#### DATASET SECTION ####

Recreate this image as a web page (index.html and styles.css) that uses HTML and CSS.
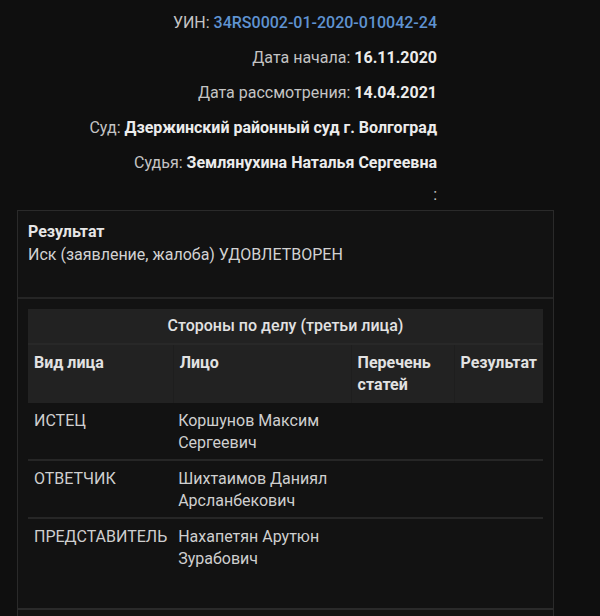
FILE: index.html
```html
<!DOCTYPE html>
<html>
<head>
  <title>Карточка дела</title>
  <link rel="stylesheet" href="styles.css">
</head>
<body>
  <div class="info">
    <p>УИН: <span class="uin">34RS0002-01-2020-010042-24</span></p>
    <p>Дата начала: <b>16.11.2020</b></p>
    <p>Дата рассмотрения: <b>14.04.2021</b></p>
    <p>Суд: <b>Дзержинский районный суд г. Волгоград</b></p>
    <p>Судья: <b>Землянухина Наталья Сергеевна</b></p>
    <p class="sep">:</p>
  </div>

  <div class="card">
    <div class="result">
      <div class="result-title">Результат</div>
      <div>Иск (заявление, жалоба) УДОВЛЕТВОРЕН</div>
    </div>

    <div class="parties">
      <table class="sides">
        <tr class="caption"><th colspan="4">Стороны по делу (третьи лица)</th></tr>
        <tr class="heads">
          <th class="c1">Вид лица</th>
          <th class="c2">Лицо</th>
          <th class="c3">Перечень статей</th>
          <th class="c4">Результат</th>
        </tr>
        <tr><td>ИСТЕЦ</td><td>Коршунов Максим Сергеевич</td><td></td><td></td></tr>
        <tr><td>ОТВЕТЧИК</td><td>Шихтаимов Даниял Арсланбекович</td><td></td><td></td></tr>
        <tr><td>ПРЕДСТАВИТЕЛЬ</td><td>Нахапетян Арутюн Зурабович</td><td></td><td></td></tr>
      </table>
    </div>
  </div>
  <div class="card next"></div>
</body>
</html>
```

FILE: styles.css
```css
body {
  margin: 0;
  background-color: #0f0f0f;
  color: #d2d2d2;
  font-family: Roboto, "Noto Sans", sans-serif;
  font-size: 16px;
}

.info {
  width: 437px;
  padding-top: 5px;
  text-align: right;
  color: #c4c4c4;
}

.info p {
  margin: 0;
  line-height: 35px;
}

.info b {
  color: #ececec;
  font-weight: 700;
}

.info .uin {
  color: #5f93d1;
  font-weight: 500;
}

.info .sep {
  line-height: 30px;
}

.card {
  margin: 0 46px 0 17px;
  background-color: #121212;
  border: 1px solid #2a2a2a;
}

.card.next {
  border-bottom: none;
  height: 10px;
}

.result {
  padding: 9px 10px 31px;
  line-height: 23px;
  border-bottom: 2px solid #252525;
}

.result-title {
  font-weight: 700;
  color: #e6e6e6;
}

.parties {
  padding: 10px 10px 31px;
}

.sides {
  width: 100%;
  border-collapse: collapse;
  line-height: 22px;
}

.sides th {
  background-color: #222222;
  color: #e2e2e2;
  font-weight: 700;
  text-align: left;
  vertical-align: top;
  padding: 7px 6px 6px;
}

.sides .caption th {
  text-align: center;
  font-weight: 500;
  padding: 6px;
  border-bottom: 2px solid #282828;
}

.heads th {
  padding-bottom: 7px;
  border-right: 1px solid #1e1e1e;
}

.heads th:last-child {
  border-right: none;
}

.c1 { width: 128px; }
.c2 { width: 174px; padding-left: 5px; }
.c3 { width: 93px; }

.sides td {
  vertical-align: top;
  padding: 7px 6px 5px;
  color: #cfcfcf;
  border-bottom: 2px solid #262626;
}

.sides td:nth-child(2) {
  padding-left: 5px;
}

.sides tr:last-child td {
  border-bottom: none;
  padding-bottom: 7px;
}
```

####

Reproduce the full listing above verbatim, with no pictures included.

Recreate this image as a web page (index.html and styles.css) that uses HTML and CSS.
FILE: index.html
```html
<!DOCTYPE html>
<html>
<head>
  <title>Карточка дела</title>
  <link rel="stylesheet" href="styles.css">
</head>
<body>
  <div class="info">
    <p>УИН: <span class="uin">34RS0002-01-2020-010042-24</span></p>
    <p>Дата начала: <b>16.11.2020</b></p>
    <p>Дата рассмотрения: <b>14.04.2021</b></p>
    <p>Суд: <b>Дзержинский районный суд г. Волгоград</b></p>
    <p>Судья: <b>Землянухина Наталья Сергеевна</b></p>
    <p class="sep">:</p>
  </div>

  <div class="card">
    <div class="result">
      <div class="result-title">Результат</div>
      <div>Иск (заявление, жалоба) УДОВЛЕТВОРЕН</div>
    </div>

    <div class="parties">
      <table class="sides">
        <tr class="caption"><th colspan="4">Стороны по делу (третьи лица)</th></tr>
        <tr class="heads">
          <th class="c1">Вид лица</th>
          <th class="c2">Лицо</th>
          <th class="c3">Перечень статей</th>
          <th class="c4">Результат</th>
        </tr>
        <tr><td>ИСТЕЦ</td><td>Коршунов Максим Сергеевич</td><td></td><td></td></tr>
        <tr><td>ОТВЕТЧИК</td><td>Шихтаимов Даниял Арсланбекович</td><td></td><td></td></tr>
        <tr><td>ПРЕДСТАВИТЕЛЬ</td><td>Нахапетян Арутюн Зурабович</td><td></td><td></td></tr>
      </table>
    </div>
  </div>
  <div class="card next"></div>
</body>
</html>
```

FILE: styles.css
```css
body {
  margin: 0;
  background-color: #0f0f0f;
  color: #d2d2d2;
  font-family: Roboto, "Noto Sans", sans-serif;
  font-size: 16px;
}

.info {
  width: 437px;
  padding-top: 5px;
  text-align: right;
  color: #c4c4c4;
}

.info p {
  margin: 0;
  line-height: 35px;
}

.info b {
  color: #ececec;
  font-weight: 700;
}

.info .uin {
  color: #5f93d1;
  font-weight: 500;
}

.info .sep {
  line-height: 30px;
}

.card {
  margin: 0 46px 0 17px;
  background-color: #121212;
  border: 1px solid #2a2a2a;
}

.card.next {
  border-bottom: none;
  height: 10px;
}

.result {
  padding: 9px 10px 31px;
  line-height: 23px;
  border-bottom: 2px solid #252525;
}

.result-title {
  font-weight: 700;
  color: #e6e6e6;
}

.parties {
  padding: 10px 10px 31px;
}

.sides {
  width: 100%;
  border-collapse: collapse;
  line-height: 22px;
}

.sides th {
  background-color: #222222;
  color: #e2e2e2;
  font-weight: 700;
  text-align: left;
  vertical-align: top;
  padding: 7px 6px 6px;
}

.sides .caption th {
  text-align: center;
  font-weight: 500;
  padding: 6px;
  border-bottom: 2px solid #282828;
}

.heads th {
  padding-bottom: 7px;
  border-right: 1px solid #1e1e1e;
}

.heads th:last-child {
  border-right: none;
}

.c1 { width: 128px; }
.c2 { width: 174px; padding-left: 5px; }
.c3 { width: 93px; }

.sides td {
  vertical-align: top;
  padding: 7px 6px 5px;
  color: #cfcfcf;
  border-bottom: 2px solid #262626;
}

.sides td:nth-child(2) {
  padding-left: 5px;
}

.sides tr:last-child td {
  border-bottom: none;
  padding-bottom: 7px;
}
```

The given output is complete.